Il legale di Bossetti torna all’attacco: "Yara uccisa da un mancino"

Le ferite su Yara Gambirasio potrebbero essere state inferte non con un taglierino o un comune coltello, bensì con un coltello compatibile con un’arma da arti marziali. Chi lo impugnava era mancino. L’azione avrebbe avuto solo l’epilogo mortale nel campo di Chignolo d’Isola dove venne scoperto il corpo, ma si sarebbe svolta altrove di Gabriele Moroni

Massimo Giuseppe Bossetti Il presunto assassino di Yara Gambirasio, in una foto tratta dal suo profilo Facebook

Massimo Giuseppe Bossetti Il presunto assassino di Yara Gambirasio, in una foto tratta dal suo profilo Facebook

Bergamo, 22 febbraio 2015 - Le ferite su Yara Gambirasio potrebbero essere state inferte non con un taglierino o un comune coltello, bensì con un coltello compatibile con un’arma da arti marziali. Chi lo impugnava era mancino. L’azione avrebbe avuto solo l’epilogo mortale nel campo di Chignolo d’Isola dove venne scoperto il corpo, ma si sarebbe svolta altrove.
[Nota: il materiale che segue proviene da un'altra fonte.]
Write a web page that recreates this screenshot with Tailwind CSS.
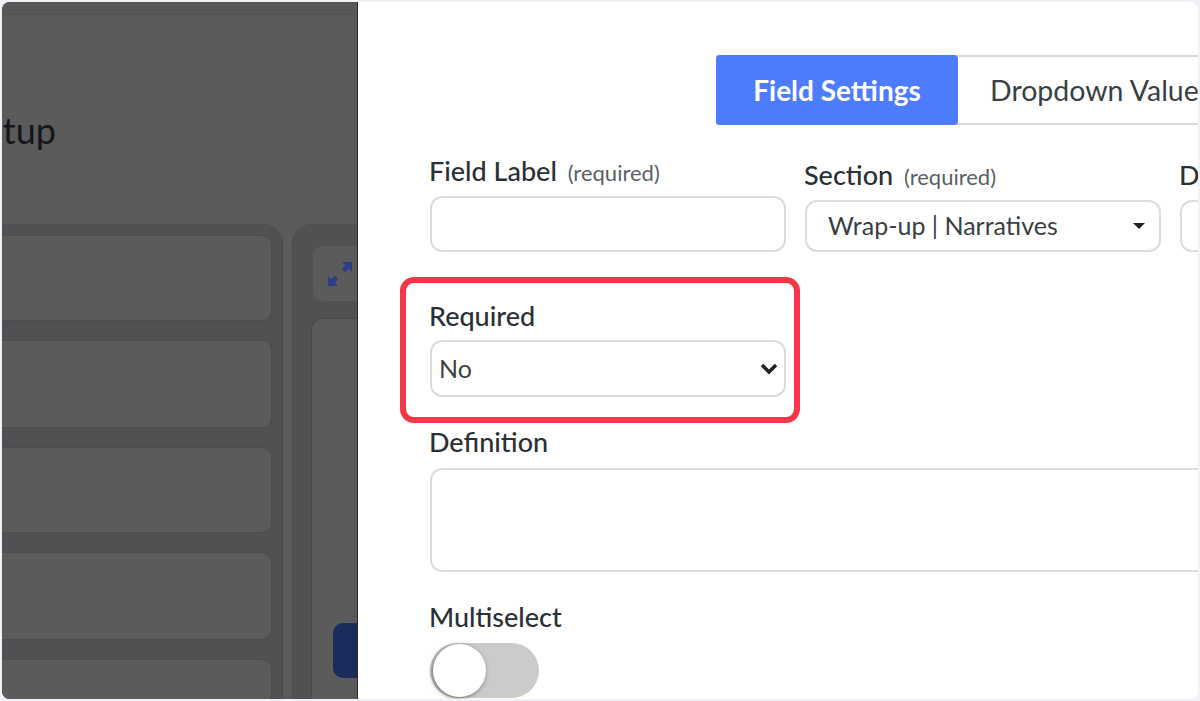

Troppi dubbi, troppe zone d’ombra, troppe possibili alternative mettono in discussione le «indagini a senso unico» e le «verità assolute» che dovrebbero segnare la colpevolezza di Massimo Giuseppe Bossetti, l’artigiano bergamasco in carcere da otto mesi per l’omicidio della ginnasta tredicenne di Brembate di Sopra. Il difensore Claudio Salvagni scende in campo e schiera tutti i suoi consulenti in una conferenza stampa convocata nello studio del legale a Como. 

L’arma. Yara non è stata colpita con un cutter da muratore, sostiene per la difesa il medico legale Dalila Ranaletta. È stata usata un’arma «importante», lama spessa almeno 2 millimetri, una parte molto tagliente e l’altra no. A maneggiarla, come suggerirebbe la traiettoria dei colpi, potrebbe essere stato un mancino, mentre Bossetti è destrimane. Potrebbe assomigliare a un coltello da sub, ma la lama ricorda un coltello usato nel kali filippino, una particolare tecnica di combattimento. 

La scena del crimine. Yara sarebbe stata «spogliata e rivestita» prima di essere trasportata nel campo. Il bordo della maglietta è immacolato, nonostante la profonda ferita alla gola. Gli indumenti non presentano tagli in corrisponenza delle ferite. È «innaturale» la posizione del corpo, con le braccia aperte e le gambe divaricate».  

Il Dna. Il Dna nucleare di «Ignoto 1» (attribuito a Bossetti) non coincide con il mitocondriale. Il Dna mitocondriale dell’indagato non corrisponde al mitocondriale di «Ignoto 1». 

I computer di Bossetti. Secondo il consulente informatico Giuseppe Dezzani c’è una sola ricerca con la parola «tredicenne» che potrebbe essersi generata «automaticamente» e non manualmente».

I tessuti del sedile. Alcune decine di microfibre trovate sugli abiti di Yara sono identiche a quelle del furgone Iveco Daily di Bossetti. «Siamo risaliti - controbatte il criminologo Ezio Denti - al produttore di questi tessuti, che lavorava, almeno fino al 2008, non solo per la Iveco. Quelle fibre sono state utilizzate anche per altri mezzi di trasporto. Anche per i treni».

I reperti piliferi. Sette, rinvenuti all’interno del giubbotto della vittima, sono umani e due portano a Z»una delle 532 persone che negli anni si sono allontanate dalla Valle Seriana. Lo stesso elenco comprendeva anche Ester Arzuffi, madre di Massimo Bossetti.